Parce que l’histoire nous emporte, nous fait quitter nos rassurants présupposés sur comment, « dans la vie », on se déplace, on se vêt, on se fait l’amour, ou on meurt. Comment le jour se lève ou la nuit arrive, et quelle valeur peut avoir une paire de bottes en caoutchouc. Comment on se parle, même : « Bárdur approche sa tête jusqu’à toucher celle du gamin, ses yeux marron sont emplis d’un message qu’il ne saisit pas, sa bouche se contracte, il s’efforce d’articuler des mots, de triompher du froid, et il y parvient, les mots arrivent, certes déformés, mais compréhensibles pour celui qui connaît leur origine (…) » C’est en cette découverte de « la vie des autres » que réside, comme souvent, l’intérêt du livre, davantage qu’en l’histoire racontée, plus que ténue : une amitié des deux jeunes garçons que seuls les livres - chose rarissime là-bas - passionnent, une sortie en mer (du Nord) tragique, un amour déçu avant encore de s’épanouir, une solitude désespérée, une impossibilité à accepter le sort tout comme à le refuser… Du reste, le je du récit, lequel en fait est un nous, appartient tout en se faisant oublier à une curieuse entité, qui plante d’emblée la particularité du récit : « Nous sommes ici, à la surface, errants et sans repos, apeurés et amers, alors que nos os gisent, tranquilles, au creux de la terre, avec au-dessus d’eux un nom sur une croix. »
« Voilà pourquoi la lune a été placée dans le ciel ».
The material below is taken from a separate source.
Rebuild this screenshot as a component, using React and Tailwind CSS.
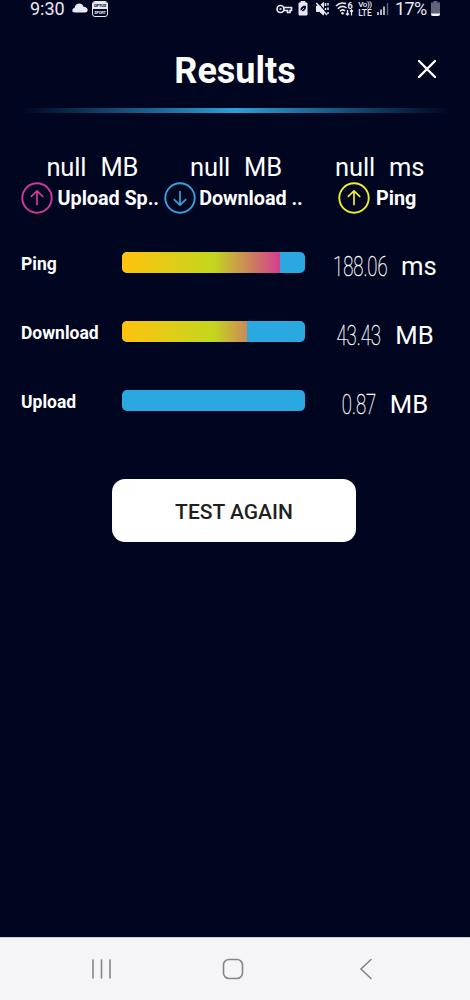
import React from "react";

function StatusBar() {
  return (
    <div className="flex h-[18px] items-start justify-between pl-[30px] pr-[30px] text-[#e9e9f3]">
      <div className="flex">
        <span className="w-[36px] text-[18px] leading-[18px]">9:30</span>
        <svg className="ml-[6px] mt-[3px]" width="16" height="10" viewBox="0 0 16 10" fill="currentColor">
          <path d="M3 9.5C1.2 9.5.3 8.500.3 7.200.3 6 1.200 5 2.500 4.900 3 2 5 .5 7.300.5 9.500.5 11 1.800 11.600 3.800 14 3.800 15.700 5.200 15.700 7 15.700 8.600 14.700 9.500 13 9.500Z" />
        </svg>
        <span className="ml-[4px] mt-px flex h-[16px] w-[16px] flex-col overflow-hidden rounded-[3px] border border-[#e9e9f3] text-center text-[4px] font-bold leading-[7px]">
          <span className="h-[7px] bg-[#e9e9f3] tracking-[-0.2px] text-[#000520]">OPTUS</span>
          <span className="tracking-[-0.2px]">SPORT</span>
        </span>
      </div>
      <div className="flex">
        <svg width="119" height="18" viewBox="0 0 119 18" fill="none" stroke="currentColor">
          <g strokeWidth="1.700">
            <circle cx="4.500" cy="9" r="3.500" />
            <path d="M7.500 7.500H15.500V10.500H14V12.500H11.500V10.500H7.500" />
            <path d="M3.500 9H5.500" />
          </g>
          <path d="M25 3V1.500H29V3H31V15H23V3Z" fill="currentColor" />
          <path d="M25 10.500C24.500 7.500 26.500 6 29.500 6 30 9.500 28 11.500 25.500 10.500Z" fill="#000520" stroke="#000520" strokeWidth=".8" />
          <path d="M24.500 11.500 28 8" strokeWidth=".8" />
          <path d="M40.500 6H43.500L47.500 2.500V15L43.500 11.500H40.500Z" fill="currentColor" />
          <path d="M41 1.500 52 14" stroke="#000520" strokeWidth="1.200" />
          <path d="M40.300 3 51 15" strokeWidth="1.500" />
          <path d="M49.500 3V6M49.500 8V10M52 3V5.500M52 7.500V10M52 12V14" strokeWidth="1.500" />
          <path d="M60 6C63 3 67 2.500 70 3.800M61.800 8.700C64.500 6 68 6 70.500 8M64 11.300C65.500 9.700 67.500 9.700 69 11" strokeWidth="1.600" />
          <circle cx="66.500" cy="13.300" r="1.300" fill="currentColor" stroke="none" />
          <path d="M71.500 10V15M70 13.500 71.500 15 73 13.500M75.500 15.500V10M74 11.500 75.500 10 77 11.500" strokeWidth="1.300" />
          <text x="71.500" y="8.500" fontSize="9" fontWeight="700" fill="currentColor" stroke="none">6</text>
        </svg>
        <span className="ml-[-37px] mt-px flex h-[16px] w-[14px] flex-col items-center text-[8px] font-medium">
          <span className="h-[8px] leading-[8px] tracking-[-0.4px]">Vo))</span>
          <span className="h-[8px] text-[8.5px] leading-[8px]">LTE</span>
        </span>
        <svg className="ml-[4px]" width="15" height="18" viewBox="0 0 15 18" stroke="currentColor" strokeWidth="1.500">
          <path d="M2 12V15M5 9.500V15M8 6.500V15" />
          <path d="M11.500 3V15" opacity=".4" />
        </svg>
        <span className="ml-[4px] w-[35px] whitespace-nowrap text-[18px] leading-[18px] tracking-[-0.6px]">17%</span>
        <svg className="ml-px mt-px" width="9" height="15" viewBox="0 0 9 15">
          <path d="M2.500 0H6.500V1.500H9V13Q9 15 7 15H2Q0 15 0 13V1.500H2.500Z" fill="#62627a" />
          <path d="M0 12.500H9V13Q9 15 7 15H2Q0 15 0 13Z" fill="#f3f3f8" />
        </svg>
      </div>
    </div>
  );
}

function ArrowCircle({ color, down = false }) {
  return (
    <svg className="shrink-0" width="32" height="32" viewBox="0 0 32 32" fill="none" stroke={color}>
      <circle cx="16" cy="16" r="14.700" strokeWidth="1.900" />
      <path
        d={down ? "M16 9V23M9.800 17.200 16 23 22.200 17.200" : "M16 23.300V9M9.800 14.800 16 9 22.200 14.800"}
        strokeWidth="1.700"
      />
    </svg>
  );
}

function Summary({ unit, label, color, down, gap }) {
  return (
    <div className="flex flex-col items-center">
      <div className="flex h-[30px] gap-[14px] pl-[5px] text-[25.5px] leading-[30px] tracking-[-0.15px]">
        <span>null</span>
        <span>{unit}</span>
      </div>
      <div className={`flex h-[32px] items-center whitespace-nowrap text-[19.8px] font-bold tracking-[-0.05px] ${gap}`}>
        <ArrowCircle color={color} down={down} />
        <span className="pt-px leading-[33px]">{label}</span>
      </div>
    </div>
  );
}

function Meter({ label, value, unit, fill, numberBox }) {
  return (
    <div className="flex h-[69px] items-start">
      <span className="w-[101px] text-[17.5px] font-bold leading-[27px]">{label}</span>
      <div className="mt-px h-[21px] w-[183px] overflow-hidden rounded-[5px] bg-[#2aa9e0]">
        <div className={`h-full overflow-hidden ${fill}`}>
          <div className="h-full w-[158px] bg-[linear-gradient(90deg,#ffc20e_0%,#c4d61e_58%,#d43d91_100%)]" />
        </div>
      </div>
      <div className="flex h-[32px] w-[160px] justify-center gap-[14px] leading-[31px]">
        <span className={`flex justify-center ${numberBox}`}>
          <span className="origin-center scale-x-[0.66] whitespace-nowrap text-[28px] font-thin [-webkit-text-stroke:0.35px_white]">{value}</span>
        </span>
        <span className="text-[25.7px]">{unit}</span>
      </div>
    </div>
  );
}

export default function App() {
  return (
    <main className="flex h-[1000px] w-[470px] flex-col overflow-hidden bg-[#000520] font-['Roboto',sans-serif] text-white">
      <StatusBar />
      <header className="flex h-[90px] items-start pl-[33px] pr-[33px] pt-[32px]">
        <span className="w-[20px]" />
        <h1 className="flex-1 text-center text-[36px] font-bold leading-[42px]">Results</h1>
        <svg className="mt-[9px]" width="20" height="20" viewBox="0 0 20 20" fill="none" stroke="white" strokeWidth="2.400" strokeLinecap="round">
          <path d="M2 2 18 18M18 2 2 18" />
        </svg>
      </header>
      <div className="mx-[20px] h-[5px] bg-[linear-gradient(90deg,transparent,#2d9ed8_50%,transparent)]" />
      <section className="ml-[18px] mt-[39px] grid w-[431px] grid-cols-3">
        <Summary unit="MB" label="Upload Sp.." color="#d43a9b" gap="gap-[5px]" />
        <Summary unit="MB" label="Download .." color="#36a3dc" gap="gap-[3px]" down />
        <Summary unit="ms" label="Ping" color="#f0f02c" gap="gap-[6px]" />
      </section>
      <section className="ml-[21px] mt-[37px] flex flex-col">
        <Meter label="Ping" value="188.06" unit="ms" fill="w-[158px]" numberBox="w-[54px]" />
        <Meter label="Download" value="43.43" unit="MB" fill="w-[125px]" numberBox="w-[45px]" />
        <Meter label="Upload" value="0.87" unit="MB" fill="w-0" numberBox="w-[34px]" />
      </section>
      <button className="ml-[112px] mt-[21px] h-[63px] w-[244px] rounded-[13px] bg-white pt-[3px] text-[21px] font-medium leading-[25px] text-[#1f1f1f]">
        TEST AGAIN
      </button>
      <nav className="mt-auto flex h-[63px] items-center border-t border-[#cfd0d6] bg-[#f5f5f8] pl-[91px]">
        <svg width="21" height="22" viewBox="0 0 21 22" stroke="#858587" strokeWidth="1.600" strokeLinecap="round">
          <path d="M2 2V20M10.500 2V20M19 2V20" />
        </svg>
        <svg className="ml-[110px]" width="22" height="22" viewBox="0 0 22 22" fill="none" stroke="#858587" strokeWidth="1.600">
          <rect x="1.500" y="1.500" width="19" height="19" rx="5.500" />
        </svg>
        <svg className="ml-[115px]" width="14" height="22" viewBox="0 0 14 22" fill="none" stroke="#858587" strokeWidth="1.600" strokeLinecap="round">
          <path d="M12 1.500 2 11 12 20.500" />
        </svg>
      </nav>
    </main>
  );
}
Grâce à ce nous dont on comprend l’omniscience - car le monde est orphelin de Dieu - une galerie de personnages, de vies, de destins étranges ou tragiques défile à mesure que l’histoire lentement avance ; personnages que gouvernent, comme toujours et partout, le désir, la nécessité, quelquefois l’amour, d’autres fois la générosité. Seulement, les conditions dans lesquelles prennent forme les sentiments, dans lesquelles s’expriment les passions ou se répriment les émotions, sont radicalement autres ; différence au travers de laquelle la fraternelle similitude des humains n’est que plus éloquente : « Bárdur sortait toujours à huit heures pour regarder la lune au moment où sa bien-aimée, debout devant la ferme, faisait de même, il y avait entre eux des montagnes et des immensités, mais leurs yeux se rencontraient sur l’astre nocturne, exactement comme ceux des amants le font depuis le début des temps, voilà pourquoi la lune a été placée dans le ciel ». Si bien qu’on commence à entrevoir, grâce à cette grave lecture, que la vie peut consister quelquefois, simplement et sans équivoque, en la lutte pour tenir le froid à distance - sans que les hommes abandonnent pour autant ce qui les distingue des morues ou des chiens : les régions spirituelles de l’existence. Il en irait finalement comme pour ceux qui tous les jours prennent le métro : « Certains vivent d’une manière qui ne passe pas inaperçue, leur existence imprime un mouvement à l’atmosphère, d’autres restent de longues années accrochés à la vie sans faire de vagues, le temps s’écoule à travers eux (…) »
Et on s’aperçoit, comme avec chaque écrivain de talent, qu’en rendre compte à travers l’écriture, dense et soignée, sachant se faire rapide tout comme capable de plongées abyssales, amenant sans surcharge le détail inconnu, cela aboutit à des morceaux de littérature, en ce que celle-ci prend la vie en charge et la transforme.

Entre ciel et terre de Jón Kalman Stefánsson
Traduit de l’islandais par Éric Boury, Gallimard, 237 p., 21

Avec la mer du Nord Par Marta Krol
Le Matricule des Anges n°111 , mars 2010.